### Data excerpt
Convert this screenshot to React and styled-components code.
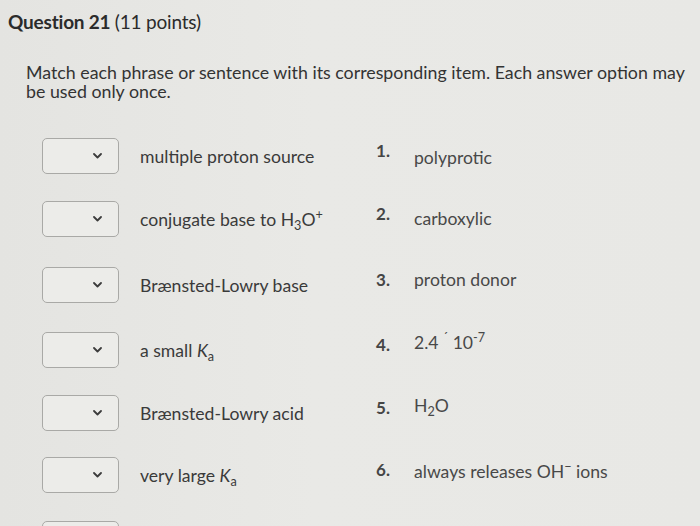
import React from 'react';
import styled, { createGlobalStyle } from 'styled-components';

const GlobalStyle = createGlobalStyle`
  html, body {
    margin: 0;
    padding: 0;
    background: #e7e7e4;
    overflow: hidden;
  }
  body {
    font-family: Lato, "Open Sans", "Liberation Sans", sans-serif;
    color: #3b3b3b;
  }
`;

const Page = styled.div`
  width: 700px;
  height: 526px;
  overflow: hidden;
  background: linear-gradient(90deg, #e4e4e1 0%, #e9e9e6 45%, #e8e8e5 100%);
`;

const Header = styled.h2`
  margin: 0;
  padding: 10px 8px 0;
  height: 34px;
  font-size: 19px;
  line-height: 24px;
  font-weight: 700;
  color: #2b2b2b;
  letter-spacing: -0.2px;

  span {
    font-weight: 400;
  }
`;

const Body = styled.div`
  padding: 19px 0 0 26px;
`;

const Prompt = styled.p`
  margin: 0;
  width: 668px;
  font-size: 17.8px;
  line-height: 18.5px;
  color: #333;
`;

const Rows = styled.div`
  margin-top: 38px;
  padding-left: 42px;
  display: flex;
  flex-direction: column;
`;

const Row = styled.div`
  display: grid;
  grid-template-columns: 77px 257px 38px 1fr;
  height: ${p => p.$h}px;
  align-items: start;
`;

const Select = styled.div`
  width: 77px;
  height: 36px;
  box-sizing: border-box;
  border: 1.5px solid #a9a9a6;
  border-radius: 5px;
  background: #ecece9;
  display: flex;
  align-items: center;
  justify-content: flex-end;
  padding-right: 16px;
`;

const Phrase = styled.div`
  height: 36px;
  display: flex;
  align-items: center;
  padding-left: 21px;
  font-size: 17.6px;
  color: #3a3a3a;
  white-space: nowrap;
`;

const Num = styled.div`
  padding-top: 2px;
  font-size: 17px;
  font-weight: 700;
  color: #454545;
`;

const Answer = styled.div`
  height: 36px;
  display: flex;
  align-items: center;
  margin-top: ${p => p.$shift || 0}px;
  font-size: 17.6px;
  color: #484848;
  white-space: nowrap;
`;

const Sub = styled.sub`
  font-size: 0.72em;
  vertical-align: -0.35em;
  line-height: 0;
`;

const Sup = styled.sup`
  font-size: 0.72em;
  vertical-align: 0.55em;
  line-height: 0;
`;

const Chevron = () => (
  <svg width="9" height="6" viewBox="0 0 9 6">
    <path d="M1 1 L4.5 4.5 L8 1" fill="none" stroke="#3c3c3c" strokeWidth="1.8" strokeLinecap="round" strokeLinejoin="round" />
  </svg>
);

const Ka = () => (
  <>
    <i>K</i>
    <Sub>a</Sub>
  </>
);

const items = [
  { h: 63, left: 'multiple proton source', right: 'polyprotic', shift: 1 },
  { h: 66, left: <>conjugate base to H<Sub>3</Sub>O<Sup>+</Sup></>, right: 'carboxylic', shift: -1 },
  { h: 65, left: 'Brænsted-Lowry base', right: 'proton donor', shift: -6 },
  { h: 63, left: <>a small <Ka /></>, right: <>2.4 <Sup>´</Sup> 10<Sup>-7</Sup></>, shift: -8 },
  { h: 62, left: 'Brænsted-Lowry acid', right: <>H<Sub>2</Sub>O</>, shift: -8 },
  { h: 64, left: <>very large <Ka /></>, right: <>always releases OH<Sup>−</Sup> ions</>, shift: -4 },
  { h: 64, left: '', right: '', shift: 0 },
];

export default function App() {
  return (
    <Page>
      <GlobalStyle />
      <Header>
        Question 21 <span>(11 points)</span>
      </Header>
      <Body>
        <Prompt>
          Match each phrase or sentence with its corresponding item. Each answer option may be used only once.
        </Prompt>
      </Body>
      <Rows>
        {items.map((it, i) => (
          <Row key={i} $h={it.h}>
            <Select>
              <Chevron />
            </Select>
            <Phrase>
              <span>{it.left}</span>
            </Phrase>
            <Num>{i + 1}.</Num>
            <Answer $shift={it.shift}>
              <span>{it.right}</span>
            </Answer>
          </Row>
        ))}
      </Rows>
    </Page>
  );
}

### What you will do
Without the pictures, print the whole listing exactly as given.

### Full solution
Convert this screenshot to React and styled-components code.
import React from 'react';
import styled, { createGlobalStyle } from 'styled-components';

const GlobalStyle = createGlobalStyle`
  html, body {
    margin: 0;
    padding: 0;
    background: #e7e7e4;
    overflow: hidden;
  }
  body {
    font-family: Lato, "Open Sans", "Liberation Sans", sans-serif;
    color: #3b3b3b;
  }
`;

const Page = styled.div`
  width: 700px;
  height: 526px;
  overflow: hidden;
  background: linear-gradient(90deg, #e4e4e1 0%, #e9e9e6 45%, #e8e8e5 100%);
`;

const Header = styled.h2`
  margin: 0;
  padding: 10px 8px 0;
  height: 34px;
  font-size: 19px;
  line-height: 24px;
  font-weight: 700;
  color: #2b2b2b;
  letter-spacing: -0.2px;

  span {
    font-weight: 400;
  }
`;

const Body = styled.div`
  padding: 19px 0 0 26px;
`;

const Prompt = styled.p`
  margin: 0;
  width: 668px;
  font-size: 17.8px;
  line-height: 18.5px;
  color: #333;
`;

const Rows = styled.div`
  margin-top: 38px;
  padding-left: 42px;
  display: flex;
  flex-direction: column;
`;

const Row = styled.div`
  display: grid;
  grid-template-columns: 77px 257px 38px 1fr;
  height: ${p => p.$h}px;
  align-items: start;
`;

const Select = styled.div`
  width: 77px;
  height: 36px;
  box-sizing: border-box;
  border: 1.5px solid #a9a9a6;
  border-radius: 5px;
  background: #ecece9;
  display: flex;
  align-items: center;
  justify-content: flex-end;
  padding-right: 16px;
`;

const Phrase = styled.div`
  height: 36px;
  display: flex;
  align-items: center;
  padding-left: 21px;
  font-size: 17.6px;
  color: #3a3a3a;
  white-space: nowrap;
`;

const Num = styled.div`
  padding-top: 2px;
  font-size: 17px;
  font-weight: 700;
  color: #454545;
`;

const Answer = styled.div`
  height: 36px;
  display: flex;
  align-items: center;
  margin-top: ${p => p.$shift || 0}px;
  font-size: 17.6px;
  color: #484848;
  white-space: nowrap;
`;

const Sub = styled.sub`
  font-size: 0.72em;
  vertical-align: -0.35em;
  line-height: 0;
`;

const Sup = styled.sup`
  font-size: 0.72em;
  vertical-align: 0.55em;
  line-height: 0;
`;

const Chevron = () => (
  <svg width="9" height="6" viewBox="0 0 9 6">
    <path d="M1 1 L4.5 4.5 L8 1" fill="none" stroke="#3c3c3c" strokeWidth="1.8" strokeLinecap="round" strokeLinejoin="round" />
  </svg>
);

const Ka = () => (
  <>
    <i>K</i>
    <Sub>a</Sub>
  </>
);

const items = [
  { h: 63, left: 'multiple proton source', right: 'polyprotic', shift: 1 },
  { h: 66, left: <>conjugate base to H<Sub>3</Sub>O<Sup>+</Sup></>, right: 'carboxylic', shift: -1 },
  { h: 65, left: 'Brænsted-Lowry base', right: 'proton donor', shift: -6 },
  { h: 63, left: <>a small <Ka /></>, right: <>2.4 <Sup>´</Sup> 10<Sup>-7</Sup></>, shift: -8 },
  { h: 62, left: 'Brænsted-Lowry acid', right: <>H<Sub>2</Sub>O</>, shift: -8 },
  { h: 64, left: <>very large <Ka /></>, right: <>always releases OH<Sup>−</Sup> ions</>, shift: -4 },
  { h: 64, left: '', right: '', shift: 0 },
];

export default function App() {
  return (
    <Page>
      <GlobalStyle />
      <Header>
        Question 21 <span>(11 points)</span>
      </Header>
      <Body>
        <Prompt>
          Match each phrase or sentence with its corresponding item. Each answer option may be used only once.
        </Prompt>
      </Body>
      <Rows>
        {items.map((it, i) => (
          <Row key={i} $h={it.h}>
            <Select>
              <Chevron />
            </Select>
            <Phrase>
              <span>{it.left}</span>
            </Phrase>
            <Num>{i + 1}.</Num>
            <Answer $shift={it.shift}>
              <span>{it.right}</span>
            </Answer>
          </Row>
        ))}
      </Rows>
    </Page>
  );
}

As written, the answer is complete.